Sunday, February 26, 2012

A chat with former NASA Administrator Michael Griffin…

In my time with NASA (yes, when I’m not writing, I truly am a rocket scientist), I’ve been fortunate to be recognized with selection to a few prestigious development opportunities. One such opportunity sent me to Ames Research Center outside San Francisco, CA to serve as the Deputy Mission Systems Engineer on the LADEE project, a lunar orbiter scheduled for a 2013 launch.

The program I was selected for, the Systems Engineering and Leadership Development Program (SELDP), had me meeting with industry leaders and spending time at nearly every NASA center (there are 10) learning the benefits of the Space Agency. This past week, it afforded me the best benefit yet: I spent more than four hours talking with former NASA Administrator (and current, University of Alabama-Huntsville professor emeritus) Michael Griffin on his thoughts regarding systems engineering and the future of Americans in space.

Let me go on record by saying that, before meeting him, I already had a high opinion of the guy. He has numerous Masters Degrees, three PhDs, and had written several highly respected papers on space-related topics. The most influential of these, in my eyes, was his assessment of commercial opportunities and the likelihood of private entities to succeed in their space ventures… brilliant paper. Most of the working-level engineers cheered his hiring in 2005 and mourned his leaving in '09. He's a technical guy and lacks the diplomacy and tact of Washington insiders. He doesn't hold back his opinion, and it's a refreshing perspective.

I agree with every word of his paper, and it’s hard not to given the facts Griffin lays out, namely that private companies are in it for profit. And, there are few opportunities for straight profit in space. The benefits to stakeholders come from the contracted monopoly a private entity obtains by working with the government (see the GPS and comm. satellite industry, for example). Though some private companies have shown interest in the exploration of space, it’s not a viable option for anyone looking to make a profitable return-on-investment given the high risk (technical, cost, and schedule) involved. Elon Musk and Richard Branson (representing Space X and Virgin, respectively) are not exceptions. These entrepreneurs are sinking their money into these ventures out of curiosity. They will never make money on their endeavors until a golden asteroid is found in low-Earth orbit.

Griffin knows this, and he expertly explains it in the paper. In person, he’s intelligent and humble. You can’t help but like the guy. His ideas are forward-thinking and visionary which makes his firing in 2009 a horrible shame (but I digress). We need not worry for him, though. He had dozens of offers after NASA and is arguably one of the brightest individuals on the planet.

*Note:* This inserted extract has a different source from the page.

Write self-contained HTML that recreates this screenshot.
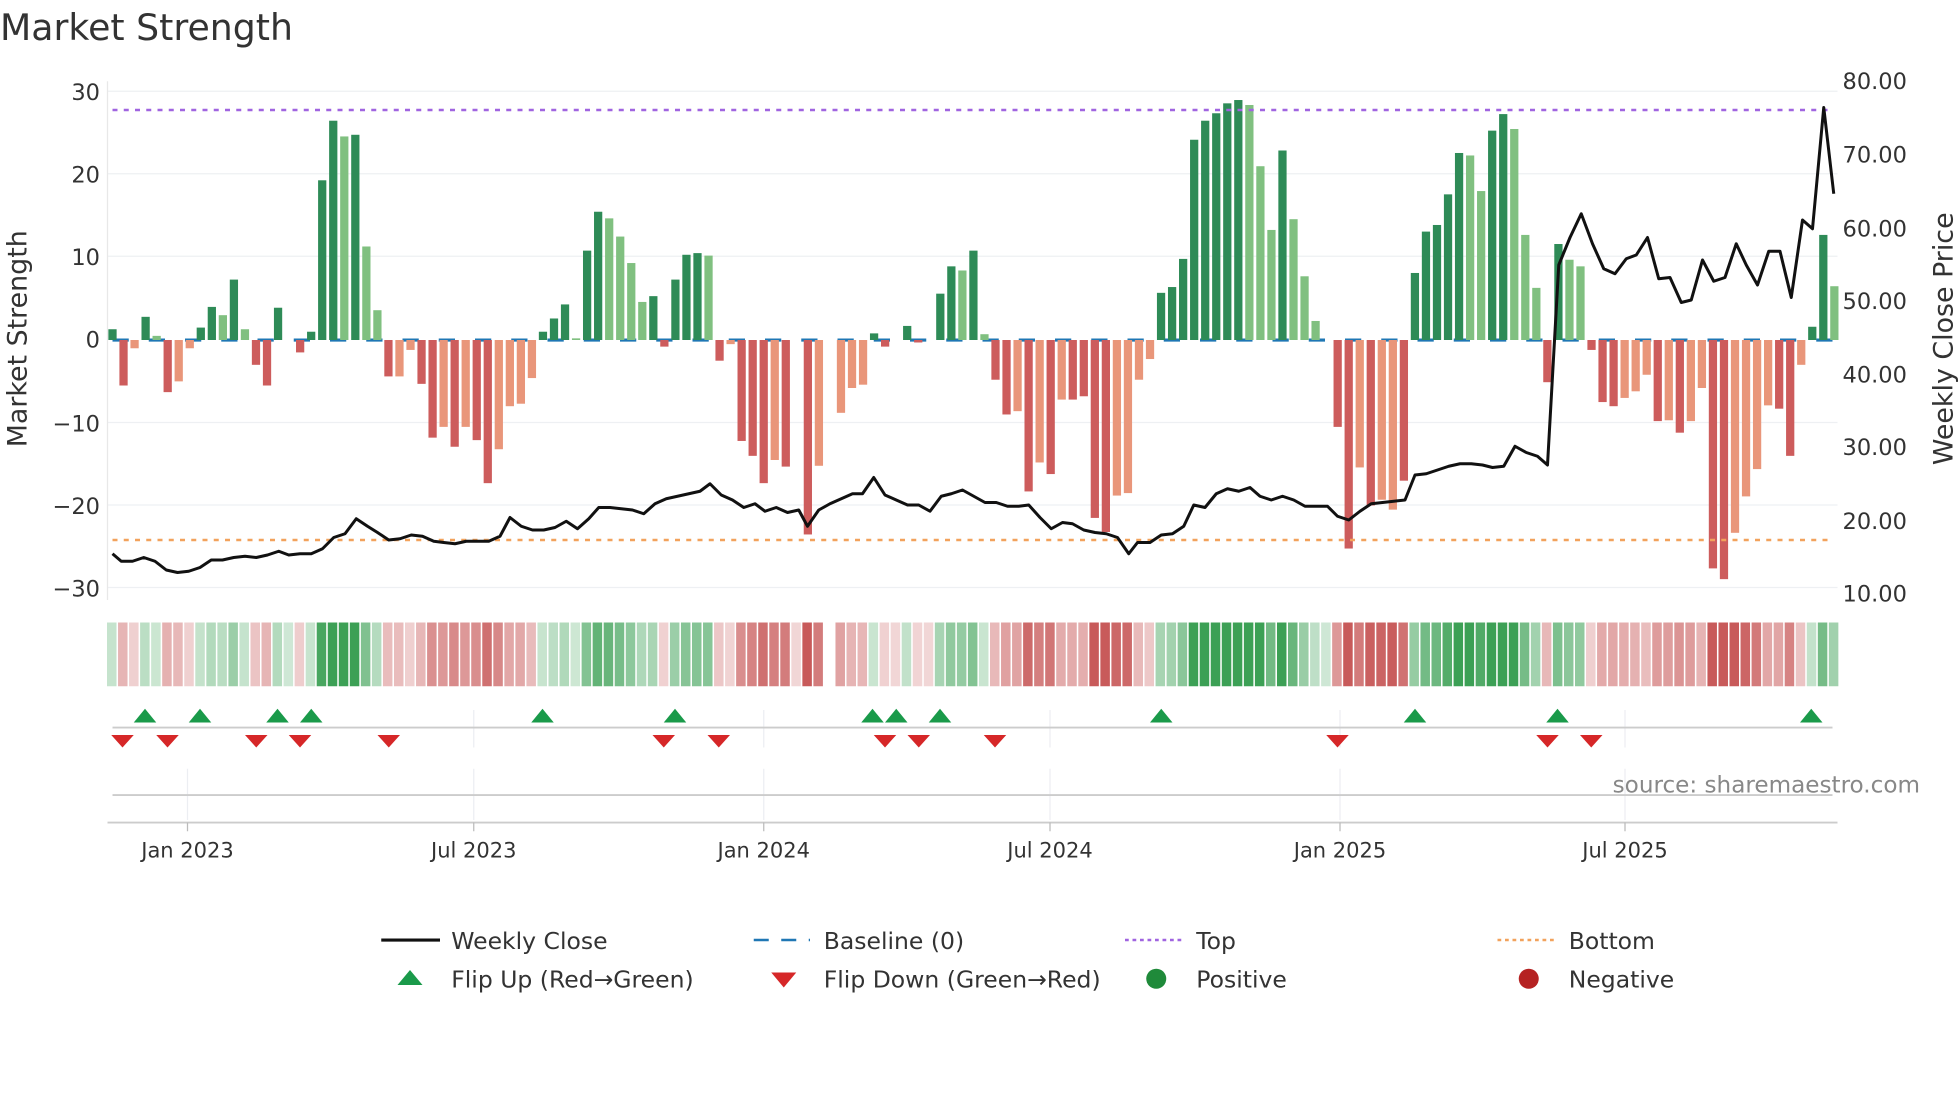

Some highlights from the discussion last week:

When asked about his doctoral thesis on computational fluid dynamics: “What took me three years to accomplish thirty years ago is now a homework problem for graduate students. People ask me if that bothers me. I say, this is why we do engineering. To make it better, easier, for the next guy.”

On current college curricula: “We’re teaching disciplines, not systems. Every engineering student should have basic understanding of circuits. Of statics. Of materials” … “Things fail not because a system fails but because its interactions with other systems fail.”

On our dependence on tools and software due to growing complexity: “When I was in school, the best way to find flaws was to build something and see where it breaks. Now, we have tools that can do that for us.”

Follow up question on those tools breeding ignorance and dependencies: “The pendulum has swung far to the extreme, in that case. When I offer solutions to my students, I give them an Excel file with the solutions spelled out. You have to know where you went wrong to know what to do right.”

NASA Chief Engineer Mike Ryschewitsch was in attendance, as well, and echoed Griffin’s thoughts. The experience showed me that there are people in our industry with intelligent ideas and visions, but both are things that I feel are sorely lacking at this point. In the past 18 months, the United States has gone from the leading nation in space to 3rd, 4th, or even 5th. The Russians are certainly passing us. The Chinese have high-minded ideas though nothing (official) to show for it. They’re on their way, though. The Japanese are quickly making a name for themselves, and even the Indians are experimenting with some interesting rocketry ideas.

The experience with Mike Griffin showed me what could be and, though it’s not what IS right now, I hope that it’s what will be again.